Labor's Kim Carr has done no favours for the tech industry this week. (Image: AAP/Alan Porritt)

The combined stupidity and cowardice of the Coalition and Labor now means that any IT product — hardware or software — made in Australia will be automatically too risky to use for anyone concerned about cybersecurity. The government’s encryption backdoor bill, which Labor found a new way to roll over on last night in the Senate, now guarantees Australian-made products will be regarded as potentially having been corrupted by the Australian government and its unsupervised security agencies. One industry figure correctly compared Australia’s industry to Huawei, which is now indelibly associated, despite its furious protests, with the idea of government-inserted backdoors.

Our tech sector is small by US and European standards — it produced exports of $3.2 billion in 2016-17 and, according to an OECD report, “Australia ranks seventh out of 13 countries, with our ICT sector representing around 4.5% of total industry value add in 2015.” The encryption backdoor bill guarantees it will stay that way — every Australian-manufactured IT product must henceforth be regarded with suspicion that any features using encryption will be hopelessly compromised, with a backdoor back to Australian intelligence agencies.

While in effect signalling that no one serious about cybersecurity can trust Australian-made products, the impact on the dominant foreign tech players remains to be seen. In effect the bill purports to give the government the power to order the likes of Apple and Facebook to undermine the security of their own products. But for the world’s biggest IT companies, the damage from users worldwide knowing that they are willing to undermine their product’s security at the request of a global nonentity like Australia will be profound — would you trust an Apple product knowing it had yielded to some Australian copper’s demand that it help plant some malware on a target’s iPhone? Maybe you trust Australian police. But if Australia can demand the undermining of encryption, we can surely have no objection when China, or Russia, or Saudi Arabia, or Venezuela, do exactly the same? The world’s biggest tech companies have a strong incentive to resist, they have very deep pockets and are used to using all the legal resources at their considerable disposal to ward off threats to their profits. The response from companies like Apple and Facebook may well be “see you in court”.

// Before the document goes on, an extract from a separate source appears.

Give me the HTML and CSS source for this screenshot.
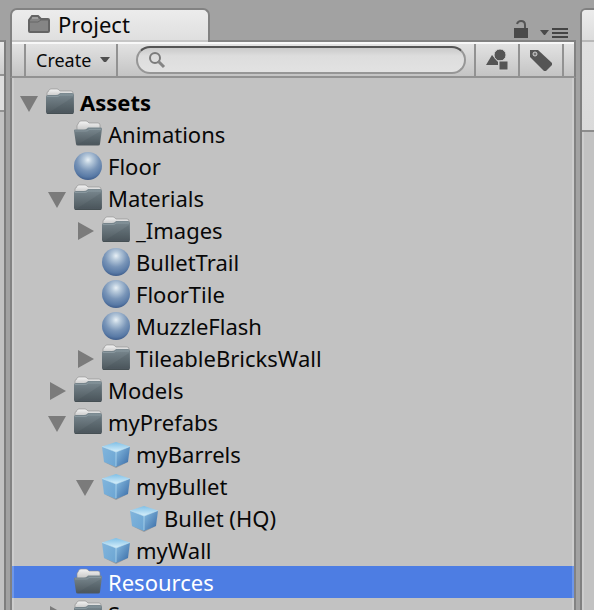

Local tech companies don’t have that option, and don’t have the resources for it anyway. They’ll have to submit to having their business models ruined by idiot politicians. This is, hilariously, the very sector over which the political class was fawning in 2015, when it was all about start-ups, agility and innovation. There was even a “Cyber Security Growth Centre” set up by the Turnbull government to foster local cybersecurity startups, although its online presence has now vanished. Even so, it is only a few months since Michaelia Cash was flogging it was a way to help develop local IT companies. Good luck there — buying an Australian cybersecurity product will now be like buying your firewall software from China.

Next time you see Karen Andrews, the Industry Minister, or Labor’s industry shadow Kim Carr, or digital economy spokesman Ed Husic, or other Labor MPs like Tim Watts who like to appear au fait with IT and digital issues, talking about the Australian tech industry, remember that they’re the ones who have helped turn “Made In Australia” into a warning to avoid our products like the plague.